In a new attempt by the regime to defend the military conglomerate against the sanctions from Washington, the so-called 'Media Observatory of Cubadebate' claims that the digital conversation around GAESA is neither organic nor spontaneous, but rather a "political operation activated from Washington" and amplified by a concentrated media ecosystem in the United States and Florida.
The analysis comes amid an unprecedented escalation of pressure from the Trump administration against the conglomerate. On May 1, Trump signed Executive Order 14404, which imposed sanctions on actors within the Cuban state apparatus and opened the door to secondary sanctions against foreign companies operating with GAESA.
On May 7, Marco Rubio announced the first designations: GAESA, its leadership, Brigadier General Ania Guillermina Lastres Morera, and Moa Nickel S.A. were blocked.
The deadline of June 5 for foreign companies to sever ties with GAESA or face secondary sanctions triggered the departure of several companies from Cuba and intensified the crisis of the conglomerate.
The article from Cubadebate is the third piece of a "damage control" strategy by the regime.
On June 2, Granma published a defense of GAESA rebranding it as "GAE" —removing the initials "S.A."— in an effort to clean up the conglomerate's image. On the same day, Foreign Minister Bruno Rodríguez Parrilla publicly defended its "proven efficiency".
The analysis by Cubadebate covers 4,008 publications on X, Facebook, Instagram, YouTube, and TikTok between January 1, 2025, and June 14, 2026, and concludes that 63.6% of all that content was produced only in May and June of 2026, coinciding with the sanctions and Rubio's video message from May 20.
According to the text, "the leap does not result from a gradual evolution of the debate, but from a political operation that seeks to turn GAESA into a singular symbol of all the problems in Cuba and, from there, justify new economic, diplomatic, and eventually coercive pressures from the United States."
The document includes this media outlet among those it categorizes as "directly or indirectly funded by U.S. federal funds," alongside Martí Noticias, Cubanet, and Cubanos por el Mundo. This accusation is false, as has been pointed out several times.

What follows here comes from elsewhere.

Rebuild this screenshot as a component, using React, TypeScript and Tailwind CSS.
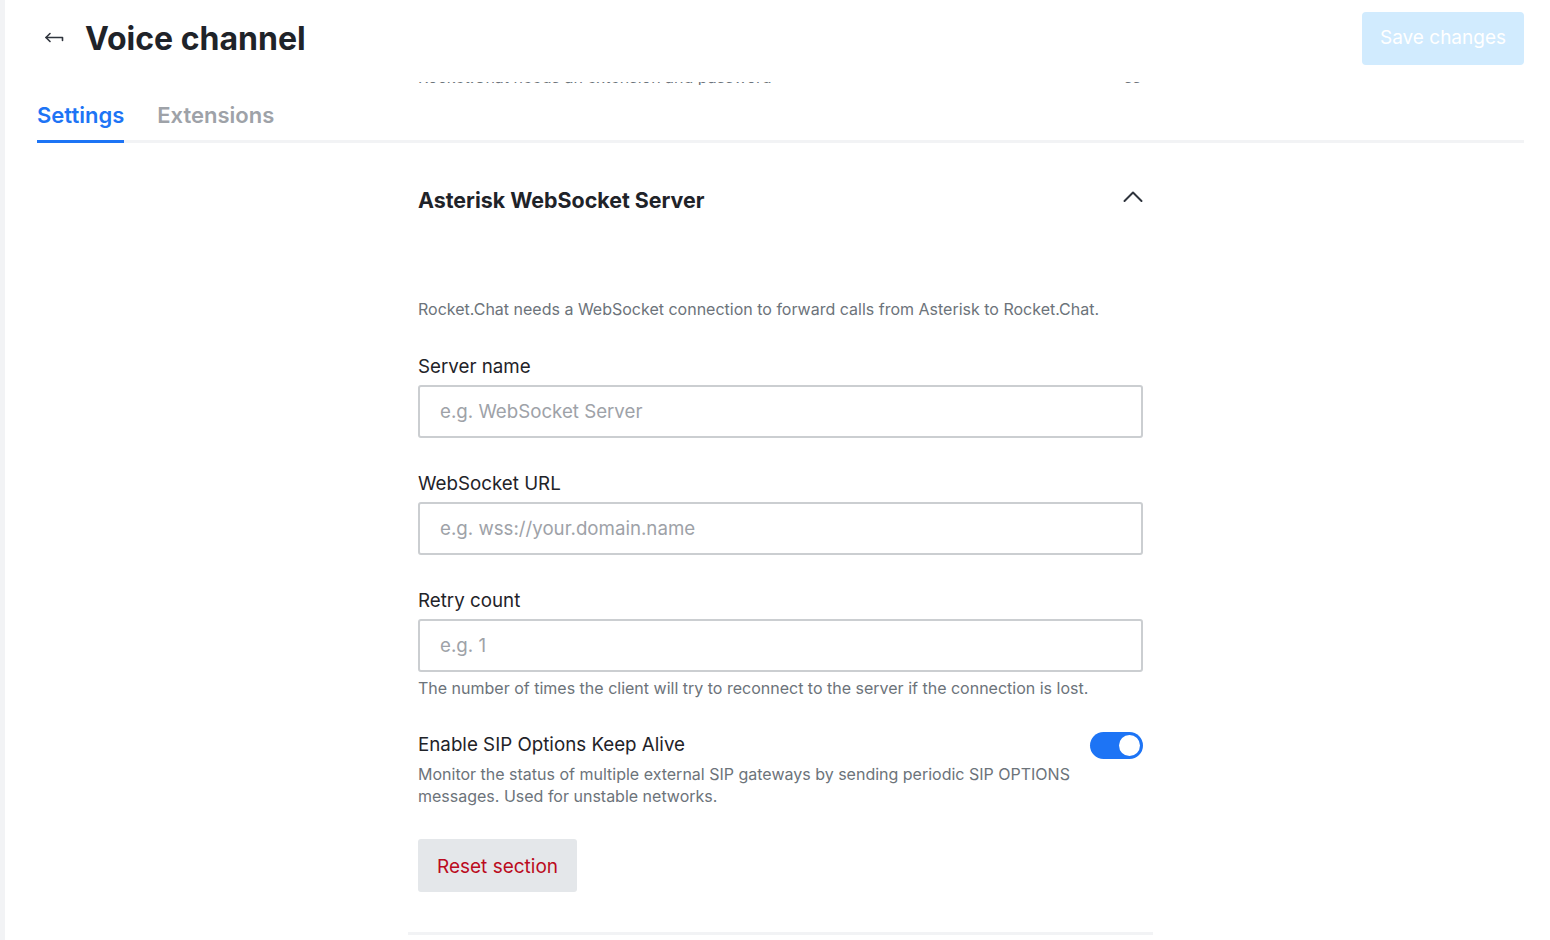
import React from "react";

function Field({ label, placeholder }: { label: string; placeholder: string }) {
  return (
    <div className="flex flex-col">
      <label className="text-[18.75px] leading-[24px] text-[#1f2329]">{label}</label>
      <div className="mt-[6px] h-[53px] rounded-[3px] border-2 border-[#cbced1] flex items-center px-[20px]">
        <span className="text-[18.7px] text-[#9ea2a8] mt-[2px]">{placeholder}</span>
      </div>
    </div>
  );
}

export default function App() {
  return (
    <div
      className="flex w-[1550px] h-[940px] bg-white overflow-hidden"
      style={{ fontFamily: "Inter, 'Noto Sans', sans-serif" }}
    >
      <div className="w-[5px] shrink-0 bg-[#f2f3f5]" />
      <div className="flex-1 flex flex-col pl-[32px] pr-[26px]">
        {/* header */}
        <div className="flex items-center justify-between pt-[12px]">
          <div className="flex items-center h-[53px]">
            <svg width="24" height="24" viewBox="0 0 24 24" className="ml-[6px]" fill="none" stroke="#2f343d" strokeWidth="1.6" strokeLinecap="round" strokeLinejoin="round">
              <path d="M3 10.5h16.5v3" />
              <path d="M7 6.5l-4 4 4 4" />
            </svg>
            <h1 className="ml-[18px] text-[32px] font-bold text-[#1f2329] leading-none">Voice channel</h1>
          </div>
          <button className="h-[53px] w-[162px] rounded-[4px] bg-[#d1ebfe] text-white text-[19px]">
            Save changes
          </button>
        </div>
        {/* clipped scrolled text */}
        <div className="flex justify-center">
          <div className="w-[725px] h-[3px] mt-[17px] overflow-hidden flex justify-between">
            <div className="-mt-[15px] text-[16px] leading-[20px] text-[#6c737a]">
              Rocket.Chat needs an extension and password
            </div>
            <div className="-mt-[15px] text-[16px] leading-[20px] text-[#6c737a] pr-[2px]">ss</div>
          </div>
        </div>
        {/* tabs */}
        <div className="flex items-end border-b-[3px] border-[#f2f3f5] mt-[16px]">
          <div className="pb-[11px] border-b-[3px] border-[#1d74f5] -mb-[3px] text-[22px] font-semibold text-[#1d74f5] leading-[28px]">
            Settings
          </div>
          <div className="ml-[33px] pb-[11px] text-[22px] font-semibold text-[#9ea2a8] leading-[28px]">
            Extensions
          </div>
        </div>
        {/* content */}
        <div className="flex justify-center">
          <div className="w-[725px] flex flex-col">
            <div className="flex items-center justify-between mt-[43px]">
              <h2 className="text-[21.4px] font-bold text-[#1f2329] leading-[28px]">Asterisk WebSocket Server</h2>
              <svg width="24" height="24" viewBox="0 0 24 24" fill="none" stroke="#2f343d" strokeWidth="2" strokeLinecap="round" strokeLinejoin="round" className="-mr-[2px] -mt-[5px]">
                <path d="M3.5 15l8.5-8.5 8.5 8.5" />
              </svg>
            </div>
            <p className="mt-[84px] text-[16px] leading-[22px] text-[#6c737a]">
              Rocket.Chat needs a WebSocket connection to forward calls from Asterisk to Rocket.Chat.
            </p>
            <div className="mt-[35px]">
              <Field label="Server name" placeholder="e.g. WebSocket Server" />
            </div>
            <div className="mt-[34px]">
              <Field label="WebSocket URL" placeholder="e.g. wss://your.domain.name" />
            </div>
            <div className="mt-[34px]">
              <Field label="Retry count" placeholder="e.g. 1" />
              <p className="mt-[5px] text-[16px] leading-[22px] text-[#6c737a]">
                The number of times the client will try to reconnect to the server if the connection is lost.
              </p>
            </div>
            <div className="mt-[34px] flex justify-between items-start">
              <div className="flex flex-col">
                <span className="text-[18.75px] leading-[24px] text-[#1f2329]">Enable SIP Options Keep Alive</span>
                <span className="mt-[6px] w-[670px] text-[16px] leading-[22px] text-[#6c737a]">
                  Monitor the status of multiple external SIP gateways by sending periodic SIP OPTIONS messages. Used for unstable networks.
                </span>
              </div>
              <div className="w-[53px] h-[27px] rounded-full bg-[#1d74f5] flex items-center justify-end pr-[3px] mt-[-1px]">
                <div className="w-[21px] h-[21px] rounded-full bg-white" />
              </div>
            </div>
            <div className="mt-[32px]">
              <button className="h-[53px] w-[159px] rounded-[3px] bg-[#e4e7ea] text-[19px] text-[#bb0b21] pt-[3px]">
                Reset section
              </button>
            </div>
            <div className="mt-[40px] -mx-[10px] h-[3px] bg-[#f2f3f5]" />
          </div>
        </div>
      </div>
    </div>
  );
}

The regime is also attempting to discredit the video from May 20 in which Rubio stated that GAESA controls 70% of the Cuban economy and has $18 billion in assets, and promised a "new relationship" with a "New Cuba" contingent upon free elections and less military control over the economy.
Cubadebate states that "the campaign against GAESA operates as a communicational extension of the maximum pressure policy: first a pretext is manufactured, then the sanction is justified, and finally the idea that more coercion against Cuba would be legitimate is normalized."
What the regime's analysis overlooks is that GAESA is the business arm of the Revolutionary Armed Forces, created in the 1990s to generate foreign currency, and that it operates with total opacity and without public transparency, controlling strategic sectors such as tourism, foreign currency commerce, remittances, logistics, and banking, behind the backs of the Cuban people.